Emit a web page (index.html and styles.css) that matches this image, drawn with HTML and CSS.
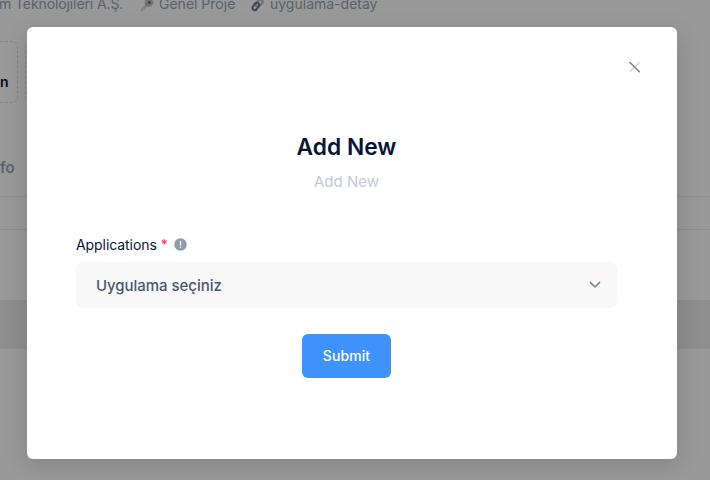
FILE: index.html
```html
<!DOCTYPE html>
<html lang="tr">
<head>
<meta charset="utf-8">
<title>Add New</title>
<link rel="stylesheet" href="styles.css">
</head>
<body>
<main class="page">
  <div class="meta">
    <span class="meta-company">m Teknolojileri A.Ş.</span>
    <span class="meta-item meta-project">
      <svg class="meta-icon" width="14" height="14" viewBox="0 0 14 14"><path opacity=".35" fill="#8790a8" d="M1 11 6 6l2 2-3.500 3.500H3V13H1z"/><circle cx="9" cy="4.500" r="4.300" fill="#8790a8" opacity=".55"/><circle cx="9.500" cy="4.500" r="1.500" fill="#667088"/></svg>
      Genel Proje
    </span>
    <span class="meta-item">
      <svg class="meta-icon" width="14" height="14" viewBox="0 0 14 14" fill="none" stroke-width="2"><rect x="6" y="1" width="4.500" height="8" rx="2.250" transform="rotate(45 8 5)" stroke="#b5bac8"/><rect x="2.500" y="4.500" width="4.500" height="8" rx="2.250" transform="rotate(35 5 8.500)" stroke="#697288"/></svg>
      uygulama-detay
    </span>
  </div>
  <div class="stats"><div class="stat">n</div><div class="stat"></div></div>
  <div class="tab">fo</div>
  <div class="toolbar"></div>
  <div class="table-head"></div>
</main>
<div class="backdrop">
  <section class="modal" role="dialog">
    <header class="modal-header">
      <button class="close" aria-label="Close">
        <svg width="12" height="12" viewBox="0 0 12 12" fill="none" stroke="#78829d" stroke-width="1.600" stroke-linecap="round"><path opacity=".3" d="M10.200 1.500l-9 9"/><path d="M1 1.500l9.300 9.300"/></svg>
      </button>
    </header>
    <h1 class="title">Add New</h1>
    <p class="subtitle">Add New</p>
    <form class="form">
      <div class="label">Applications <span class="required">*</span>
        <svg class="info" width="13" height="13" viewBox="0 0 13 13"><circle cx="6.500" cy="6.500" r="6.200" fill="#9099b0"/><path d="M6.500 3.500v3.600M6.500 9v.3" stroke="#fff" stroke-width="1.300" stroke-linecap="round"/></svg>
      </div>
      <div class="select"><span>Uygulama seçiniz</span>
        <svg width="12" height="8" viewBox="0 0 12 8" fill="none" stroke="#78829d" stroke-width="1.700" stroke-linecap="round" stroke-linejoin="round"><path d="M1.500 1.500 6 6l4.500-4.500"/></svg>
      </div>
      <button class="submit" type="button">Submit</button>
    </form>
  </section>
</div>
</body>
</html>
```
FILE: styles.css
```css
* { box-sizing: border-box; }
body {
  margin: 0;
  height: 480px;
  overflow: hidden;
  background: #fff;
  font-family: Inter, sans-serif;
}
.page { height: 480px; overflow: hidden; }
.meta {
  display: flex;
  height: 41px;
  margin-top: -5px;
  color: #99a1b7;
  font-size: 14px;
  line-height: 18px;
  white-space: nowrap;
}
.meta-company { width: 141px; margin-left: -1px; letter-spacing: -0.1px; }
.meta-item { display: flex; gap: 5px; }
.meta-project { width: 111px; }
.meta-icon { margin-top: 3px; }
.stats { display: flex; gap: 7px; height: 62px; margin-top: 5px; }
.stat {
  width: 125px;
  padding-right: 9px;
  border: 1px dashed #dbdfe9;
  border-radius: 6px;
  color: #071437;
  font-size: 14px;
  font-weight: 600;
  line-height: 79px;
  text-align: right;
}
.stat:first-child { width: 18px; border-left: 0; border-radius: 0 6px 6px 0; }
.tab {
  height: 93px;
  padding-top: 56px;
  color: #99a1b7;
  font-size: 15px;
  font-weight: 600;
  line-height: 18px;
}
.toolbar {
  height: 34px;
  border-top: 1px solid #ececee;
  border-bottom: 1px solid #ececee;
}
.table-head { height: 49px; margin-top: 70px; background: #ededed; }
.backdrop {
  position: absolute;
  inset: 0;
  padding: 27px 33px 21px 27px;
  background: rgba(0, 0, 0, 0.4);
}
.modal {
  height: 432px;
  border-radius: 6px;
  background: #fff;
  box-shadow: 0 6px 24px rgba(0, 0, 0, 0.15);
  color: #071437;
}
.modal-header { display: flex; justify-content: flex-end; height: 103px; padding: 34px 36px 0 0; }
.close { display: block; width: 12px; height: 12px; padding: 0; border: 0; background: none; }
.close svg, .select svg { display: block; }
.title {
  margin: 0 11px 0 0;
  font-size: 22.750px;
  font-weight: 600;
  line-height: 34px;
  text-align: center;
}
.subtitle {
  margin: 7px 11px 0 0;
  color: #c4cada;
  font-size: 15px;
  line-height: 22px;
  text-align: center;
}
.form {
  display: flex;
  flex-direction: column;
  margin: 41px 60px 0 49px;
}
.label { display: flex; align-items: center; height: 20px; font-size: 14px; letter-spacing: -0.07px; }
.required { margin-left: 4px; color: #f8285a; }
.info { margin-left: 6px; }
.select {
  display: flex;
  align-items: center;
  justify-content: space-between;
  height: 46px;
  margin-top: 8px;
  padding: 0 16px 0 20px;
  border-radius: 7px;
  background: #f8f8f8;
  color: #4b5675;
  font-size: 15px;
  font-weight: 500;
  letter-spacing: -0.04px;
}
.submit {
  align-self: center;
  width: 89px;
  height: 44px;
  margin-top: 26px;
  padding: 0 0 2px;
  border: 0;
  border-radius: 6px;
  background: #3e92f9;
  color: #fff;
  font: 500 14px Inter, sans-serif;
  letter-spacing: 0.1px;
}
```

# # #

**Exercise prompt**
What is needed is an exact reproduction of the data, pictures excluded.

**Response below**
Emit a web page (index.html and styles.css) that matches this image, drawn with HTML and CSS.
FILE: index.html
```html
<!DOCTYPE html>
<html lang="tr">
<head>
<meta charset="utf-8">
<title>Add New</title>
<link rel="stylesheet" href="styles.css">
</head>
<body>
<main class="page">
  <div class="meta">
    <span class="meta-company">m Teknolojileri A.Ş.</span>
    <span class="meta-item meta-project">
      <svg class="meta-icon" width="14" height="14" viewBox="0 0 14 14"><path opacity=".35" fill="#8790a8" d="M1 11 6 6l2 2-3.500 3.500H3V13H1z"/><circle cx="9" cy="4.500" r="4.300" fill="#8790a8" opacity=".55"/><circle cx="9.500" cy="4.500" r="1.500" fill="#667088"/></svg>
      Genel Proje
    </span>
    <span class="meta-item">
      <svg class="meta-icon" width="14" height="14" viewBox="0 0 14 14" fill="none" stroke-width="2"><rect x="6" y="1" width="4.500" height="8" rx="2.250" transform="rotate(45 8 5)" stroke="#b5bac8"/><rect x="2.500" y="4.500" width="4.500" height="8" rx="2.250" transform="rotate(35 5 8.500)" stroke="#697288"/></svg>
      uygulama-detay
    </span>
  </div>
  <div class="stats"><div class="stat">n</div><div class="stat"></div></div>
  <div class="tab">fo</div>
  <div class="toolbar"></div>
  <div class="table-head"></div>
</main>
<div class="backdrop">
  <section class="modal" role="dialog">
    <header class="modal-header">
      <button class="close" aria-label="Close">
        <svg width="12" height="12" viewBox="0 0 12 12" fill="none" stroke="#78829d" stroke-width="1.600" stroke-linecap="round"><path opacity=".3" d="M10.200 1.500l-9 9"/><path d="M1 1.500l9.300 9.300"/></svg>
      </button>
    </header>
    <h1 class="title">Add New</h1>
    <p class="subtitle">Add New</p>
    <form class="form">
      <div class="label">Applications <span class="required">*</span>
        <svg class="info" width="13" height="13" viewBox="0 0 13 13"><circle cx="6.500" cy="6.500" r="6.200" fill="#9099b0"/><path d="M6.500 3.500v3.600M6.500 9v.3" stroke="#fff" stroke-width="1.300" stroke-linecap="round"/></svg>
      </div>
      <div class="select"><span>Uygulama seçiniz</span>
        <svg width="12" height="8" viewBox="0 0 12 8" fill="none" stroke="#78829d" stroke-width="1.700" stroke-linecap="round" stroke-linejoin="round"><path d="M1.500 1.500 6 6l4.500-4.500"/></svg>
      </div>
      <button class="submit" type="button">Submit</button>
    </form>
  </section>
</div>
</body>
</html>
```
FILE: styles.css
```css
* { box-sizing: border-box; }
body {
  margin: 0;
  height: 480px;
  overflow: hidden;
  background: #fff;
  font-family: Inter, sans-serif;
}
.page { height: 480px; overflow: hidden; }
.meta {
  display: flex;
  height: 41px;
  margin-top: -5px;
  color: #99a1b7;
  font-size: 14px;
  line-height: 18px;
  white-space: nowrap;
}
.meta-company { width: 141px; margin-left: -1px; letter-spacing: -0.1px; }
.meta-item { display: flex; gap: 5px; }
.meta-project { width: 111px; }
.meta-icon { margin-top: 3px; }
.stats { display: flex; gap: 7px; height: 62px; margin-top: 5px; }
.stat {
  width: 125px;
  padding-right: 9px;
  border: 1px dashed #dbdfe9;
  border-radius: 6px;
  color: #071437;
  font-size: 14px;
  font-weight: 600;
  line-height: 79px;
  text-align: right;
}
.stat:first-child { width: 18px; border-left: 0; border-radius: 0 6px 6px 0; }
.tab {
  height: 93px;
  padding-top: 56px;
  color: #99a1b7;
  font-size: 15px;
  font-weight: 600;
  line-height: 18px;
}
.toolbar {
  height: 34px;
  border-top: 1px solid #ececee;
  border-bottom: 1px solid #ececee;
}
.table-head { height: 49px; margin-top: 70px; background: #ededed; }
.backdrop {
  position: absolute;
  inset: 0;
  padding: 27px 33px 21px 27px;
  background: rgba(0, 0, 0, 0.4);
}
.modal {
  height: 432px;
  border-radius: 6px;
  background: #fff;
  box-shadow: 0 6px 24px rgba(0, 0, 0, 0.15);
  color: #071437;
}
.modal-header { display: flex; justify-content: flex-end; height: 103px; padding: 34px 36px 0 0; }
.close { display: block; width: 12px; height: 12px; padding: 0; border: 0; background: none; }
.close svg, .select svg { display: block; }
.title {
  margin: 0 11px 0 0;
  font-size: 22.750px;
  font-weight: 600;
  line-height: 34px;
  text-align: center;
}
.subtitle {
  margin: 7px 11px 0 0;
  color: #c4cada;
  font-size: 15px;
  line-height: 22px;
  text-align: center;
}
.form {
  display: flex;
  flex-direction: column;
  margin: 41px 60px 0 49px;
}
.label { display: flex; align-items: center; height: 20px; font-size: 14px; letter-spacing: -0.07px; }
.required { margin-left: 4px; color: #f8285a; }
.info { margin-left: 6px; }
.select {
  display: flex;
  align-items: center;
  justify-content: space-between;
  height: 46px;
  margin-top: 8px;
  padding: 0 16px 0 20px;
  border-radius: 7px;
  background: #f8f8f8;
  color: #4b5675;
  font-size: 15px;
  font-weight: 500;
  letter-spacing: -0.04px;
}
.submit {
  align-self: center;
  width: 89px;
  height: 44px;
  margin-top: 26px;
  padding: 0 0 2px;
  border: 0;
  border-radius: 6px;
  background: #3e92f9;
  color: #fff;
  font: 500 14px Inter, sans-serif;
  letter-spacing: 0.1px;
}
```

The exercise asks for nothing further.